The genre designation that shows up at iTunes for En's third full-length album City of Brides is “Dream Drone," which, all things considered, isn't all that bad as far as labels go (Students of Decay itself refers to the recording as “American West Coast drone music”). Spreading eleven tracks across four vinyl sides, the release sees Bay Area-based multi-instrumentalists James Devane and Root Strata co-runner Maxwell August Croy resuming their explorative mission three years on from their last En outing, Already Gone.

With its placid demeanour spiked by aggressive noise flourishes, “Blades” acts as an effective entry point for the recording, signaling as it does that while En might identify as an ambient-drone outfit it's not afraid to push beyond the genre's conventions into transportive psychedelic realms. One thing that sets it apart from other ambient-drone outfits is its use of the koto, and its sonorities, Eastern by way of association, prominently figure into the meditative “Dead Ringer” and lulling “Mark of the Slav,” the latter an especially sultry melding of acoustic and synthetic textures. Elsewhere, “Awkward Paws,” suggestive of an En mini-tribute to Laraaji, envelops the listener within a cloud of lullaby-like swirl.

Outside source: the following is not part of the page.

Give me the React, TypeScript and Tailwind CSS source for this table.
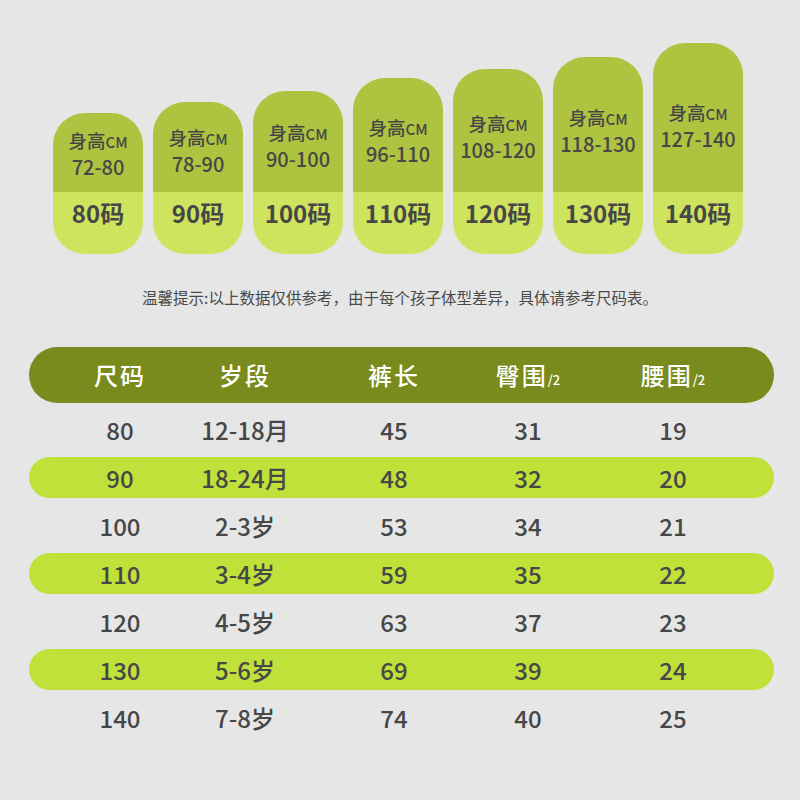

Something else that City of Brides has going for it is variety: each track's soundworld is dramatically different in character and design, though the contrasts are never so extreme the album begins to feel like a disjointed collection of pieces by different artists; mood shifts are commonplace, too, with the playfulness of one setting countered by the sober countenance of another. Consider, for example, the minimal clarity of “Dead Ringer” as opposed to “Blonde is Back,” where En interlaces fuzzy synthesizer textures with extended organ tones and high-velocity synth sputter; consider as well the plaintive mien of the two-part “Songs For Diminished Lovemaking” versus “Mendocino Nature Rave,” a controlled exercise in rapturous mind-bending that might well be the recording's high point.